Adda, Victor A. (1885-1965)

by Hadrien Rambach

Born in Alexandria, from a banking family installed in Cairo since before Napoleon’s expedition of 1798, living first under the protection of the Austro-Hungarian Consulate (and of the Greek Consulate after the outbreak of WWI), Victor Adda took over the family business which had been renamed Eastern Export Company. Born in an Italian-speaking household, educated in a French-speaking boarding-school in Geneva, trained in the cotton-plantations of the Greek-speaking Nile Delta region, Adda mastered Italian, French and English, but also Arabic and some Greek, which allowed him to develop many international relationships. Despite his company being confiscated after the war of 1948, he remained in Egypt until he had to escape to Europe, following the expulsion of Jews from Egypt in 1956-57, and he died in Rome.

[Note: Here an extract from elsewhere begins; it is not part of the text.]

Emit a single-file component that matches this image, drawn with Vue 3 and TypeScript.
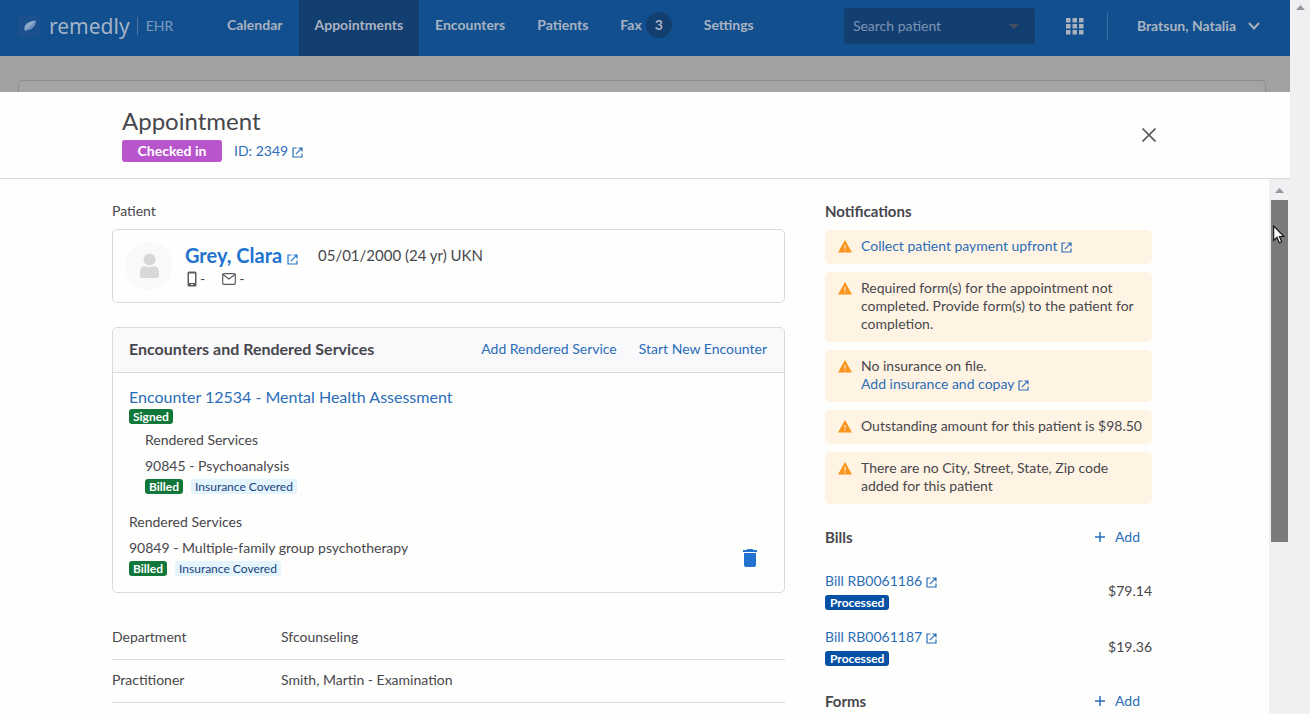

Alexandria was a center of archaeological collecting amongst the Italian and Greek communities, a famous example being Antonis Benakis – the cotton merchant to whom we owe the Benaki museum in Athens. Adda became vice-president of the Société d’Archéologie, which supervised the Greco-Roman museum which the Italians had created in 1892. He himself formed an important collection of coins and antiquities – a passion which he developed in his teens. He was well-known, both in the Egyptian Jewish bourgeoisie and the European art world, and visits to his home inspired other collectors such as Jean Claude Gandur. In one of his daughter’s words: “the collection was so well known and admired by experts that the king of Italy himself, Victor Emmanuel III, a great coin collector, expressed the desire to see it during his exile in Alexandria and was received by my father at our home”.

Around 1960, Adda wrote a meticulous catalogue of his coins. The catalogue, in French, contained the weight of each coin, and its description with a reference to Henry Cohen’s catalogue (the price in pencil being later estimates, by Leo Mildenberg and Silvia Hurter of Bank Leu, prior to the Christie’s auction). Alas, he never indicated their provenance – a most regrettable fact, typical of his time, which illustrates the difficulties faced when trying to trace back antiquities – luckily, many provenances have since been identified. He had acquired his first coin in his teens, and continued to buy coins until his death (a Nectanebo II stater was bought from Leo Mildenberg in 1964), from local Egyptian finds (saving the coins from a likely melt), from international dealers (he was a friend of Mario de Ciccio, but also to Cahn, Hirsch, Vinchon, Nahman and the Santamarias, and he even bought Bosporus coins from an empoverished collector from Russia), and from auctions which he attented or where he was represented (notably Caruso in 1923, Bement in 1924, Trau in 1935, and Sartiges in 1938).

His large collection, amounting to 1011 pieces, contained an exceptional group of Ptolemaic gold and silver coins – of which many third-century issues from the Benha hoard of 1936. In addition to 106 Egyptian coins, Adda owed coins from the Delta hoard, 28 Greek coins, 65 Bosphorus staters, 38 Byzantine gold coins, and 761 Roman gold coins. Of these, some 510 Roman and Byzantine gold coins, were auctioned anonymously as “The Property of a Lady” by Christie’s in London, on 9 October 1984 and 8 October 1985. Some Late Roman coins were offered in Bank Leu, auction 77, 11 May 2000. A group of 75 aurei, which were still in the collection of one of the collector’s daughters, Mrs. Giovanna ‘Jackie’ Adda Coen, were offered in 2015 to the Israel Museum, Jerusalem. As written by Arturo Russo, the Adda “collection [is] one of the best for Roman imperial aurei ever to have been assembled by a private individual”.

Bibliography:

  • Haim Gitler and Gil Gambach (eds), Faces of Power. Roman Gold Coins from the Victor A. Adda Collection, Formigine (MO) 2017.
  • Hadrien Rambach, “Provenance glossary”, in Numismatica Ars Classica, Auction 91: the George W. La Borde collection of Roman aurei – part I, Zurich, 23 May 2016, pp. [67]-[79].
  • Hadrien Rambach, “Provenance glossary”, in Numismatica Ars Classica, Auction 99: the George W. La Borde collection of Roman aurei – part II, Zurich, 29 May 2017, pp. 47-63.
  • Hadrien Rambach, “Provenance glossary”, in Numismatica Ars Classica, Auction 105: the George W. La Borde collection of Roman aurei – part III, Zurich, 9 May 2018, pp. 82-105.